Erhan A. wurde in der Türkei geboren, lebt aber seit 20 Jahren mit seinen Eltern im Allgäu und gilt als Kopf der örtlichen, aus zehn Mitgliedern bestehenden Salafistenszene. Die Grünen bezweifeln, dass seine Abschiebung zulässig wäre. Ihr innenpolitischer Sprecher, Volker Beck, verwies darauf, dass der UN-Sicherheitsrat seine Mitgliedstaaten aufgefordert habe, „unter Wahrung der Menschenrechte alles zu tun, um die Ausreise terroristischer Kämpfer in den Krieg zu unterbinden“.

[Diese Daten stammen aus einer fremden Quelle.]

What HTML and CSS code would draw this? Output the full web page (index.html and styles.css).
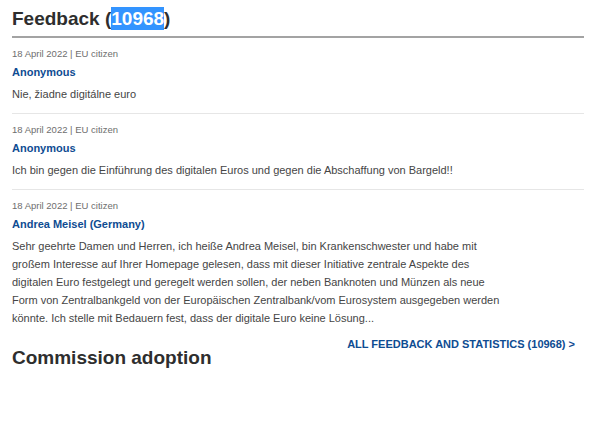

Auch Bundesinnenminister Thomas de Maizière (CDU) hatte erst am Donnerstag betont, er wolle die Ausreise gewaltbereiter Islamisten ins Ausland verhindern und ihnen dafür zur Not nicht nur den Pass, sondern auch den Personalausweis entziehen. Über solche Maßnahmen soll Mitte Oktober eine Bund-Länder-Innenministerkonferenz beraten.

Mindestens fünf junge Männer aus Deutschland sollen sich in den letzten Monaten in Syrien und dem Irak in die Luft gesprengt und Dutzende Menschen in den Tod gerissen haben. Syrische Oppositionelle klagen schon lange, dass Dschihadisten aus dem Ausland ungehindert nach Syrien strömen.

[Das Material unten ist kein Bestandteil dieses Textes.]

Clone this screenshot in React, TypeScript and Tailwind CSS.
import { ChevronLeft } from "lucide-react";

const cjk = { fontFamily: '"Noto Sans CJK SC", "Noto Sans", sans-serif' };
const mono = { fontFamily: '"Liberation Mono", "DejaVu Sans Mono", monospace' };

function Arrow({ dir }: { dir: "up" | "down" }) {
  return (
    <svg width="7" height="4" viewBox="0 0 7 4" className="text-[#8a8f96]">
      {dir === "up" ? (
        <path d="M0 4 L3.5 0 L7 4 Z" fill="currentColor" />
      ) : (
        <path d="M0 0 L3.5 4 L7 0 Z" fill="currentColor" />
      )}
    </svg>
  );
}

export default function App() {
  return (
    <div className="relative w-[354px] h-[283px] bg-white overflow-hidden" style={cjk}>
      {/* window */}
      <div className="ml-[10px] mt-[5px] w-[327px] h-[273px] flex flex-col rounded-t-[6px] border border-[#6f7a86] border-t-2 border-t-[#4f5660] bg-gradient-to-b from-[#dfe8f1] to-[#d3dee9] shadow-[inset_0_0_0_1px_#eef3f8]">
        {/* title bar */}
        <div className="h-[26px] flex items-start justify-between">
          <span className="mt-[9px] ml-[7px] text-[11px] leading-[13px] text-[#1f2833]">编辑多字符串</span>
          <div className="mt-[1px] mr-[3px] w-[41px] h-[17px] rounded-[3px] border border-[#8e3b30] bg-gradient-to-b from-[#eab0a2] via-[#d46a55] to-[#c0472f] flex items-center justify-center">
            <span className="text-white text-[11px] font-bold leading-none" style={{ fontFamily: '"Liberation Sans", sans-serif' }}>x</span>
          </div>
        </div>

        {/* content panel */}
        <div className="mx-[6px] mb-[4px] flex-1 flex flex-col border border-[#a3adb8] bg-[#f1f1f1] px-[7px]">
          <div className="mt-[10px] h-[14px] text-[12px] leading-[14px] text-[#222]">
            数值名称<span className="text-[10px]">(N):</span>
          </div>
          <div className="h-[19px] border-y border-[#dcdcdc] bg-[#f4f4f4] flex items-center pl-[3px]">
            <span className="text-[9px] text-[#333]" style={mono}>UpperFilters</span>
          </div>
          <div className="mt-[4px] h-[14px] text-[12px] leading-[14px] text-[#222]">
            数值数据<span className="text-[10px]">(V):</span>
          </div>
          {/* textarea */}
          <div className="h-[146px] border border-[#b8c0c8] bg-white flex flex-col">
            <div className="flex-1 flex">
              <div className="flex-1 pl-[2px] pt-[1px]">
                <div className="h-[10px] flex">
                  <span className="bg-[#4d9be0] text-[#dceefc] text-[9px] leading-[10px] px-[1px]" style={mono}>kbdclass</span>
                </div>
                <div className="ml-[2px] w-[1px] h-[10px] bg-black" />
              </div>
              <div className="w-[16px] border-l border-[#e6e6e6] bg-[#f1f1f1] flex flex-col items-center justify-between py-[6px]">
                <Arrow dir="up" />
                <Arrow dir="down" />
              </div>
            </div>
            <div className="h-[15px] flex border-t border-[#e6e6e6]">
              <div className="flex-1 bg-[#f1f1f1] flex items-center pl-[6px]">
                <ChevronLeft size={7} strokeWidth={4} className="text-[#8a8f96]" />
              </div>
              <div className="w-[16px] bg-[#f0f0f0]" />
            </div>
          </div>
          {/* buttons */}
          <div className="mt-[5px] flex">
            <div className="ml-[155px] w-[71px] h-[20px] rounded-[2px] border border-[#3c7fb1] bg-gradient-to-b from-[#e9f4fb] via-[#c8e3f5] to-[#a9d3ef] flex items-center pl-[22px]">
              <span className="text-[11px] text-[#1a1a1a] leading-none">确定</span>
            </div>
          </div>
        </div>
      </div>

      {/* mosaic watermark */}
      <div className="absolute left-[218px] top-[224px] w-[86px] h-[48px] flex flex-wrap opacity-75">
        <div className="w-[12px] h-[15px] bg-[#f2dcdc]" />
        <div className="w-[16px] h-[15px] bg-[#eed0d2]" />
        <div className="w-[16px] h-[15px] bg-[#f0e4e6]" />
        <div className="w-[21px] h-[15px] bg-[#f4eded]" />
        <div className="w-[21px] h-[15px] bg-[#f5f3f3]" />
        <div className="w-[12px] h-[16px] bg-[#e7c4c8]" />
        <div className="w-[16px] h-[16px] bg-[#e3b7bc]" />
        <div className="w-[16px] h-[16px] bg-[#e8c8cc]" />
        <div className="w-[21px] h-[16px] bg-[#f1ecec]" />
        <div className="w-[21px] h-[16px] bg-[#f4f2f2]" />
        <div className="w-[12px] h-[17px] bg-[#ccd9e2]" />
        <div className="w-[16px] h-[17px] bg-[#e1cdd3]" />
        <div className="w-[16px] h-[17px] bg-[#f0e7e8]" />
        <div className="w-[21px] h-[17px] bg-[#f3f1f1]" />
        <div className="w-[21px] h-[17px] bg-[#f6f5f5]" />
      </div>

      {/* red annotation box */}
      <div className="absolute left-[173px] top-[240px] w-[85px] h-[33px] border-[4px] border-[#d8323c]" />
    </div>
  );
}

Wie das WDR-Magazin „Monitor“ in der vergangenen Woche berichtete, haben deutsche Sicherheitsbehörden die Ausreise radikaler Islamisten jahrelang gebilligt und sogar unterstützt – zum „Schutz unserer Bevölkerung“, wie der Leiter der Abteilung polizeilicher Staatsschutz und Terrorismusbekämpfung des bayrischen Landeskriminalamts, Ludwig Schierghofer, freimütig bekannte.

Schierghofer betonte, „dass es nicht immer leicht ist festzustellen, ob jemand zum Beispiel nur ausreist, um in einem Krisengebiet humanitäre Hilfe zu leisten, oder ob er dort Anschläge plant“.

Aber: „Wenn sich jemand radikalisiert hatte und ausreisen wollte, dann hat man versucht, ihn auch ausreisen zu lassen oder auch durch ausländerrechtliche Maßnahmen die Ausreise auch noch zu beschleunigen“. Erst in den letzten Monaten sind die Behörden von dieser Praxis abgerückt.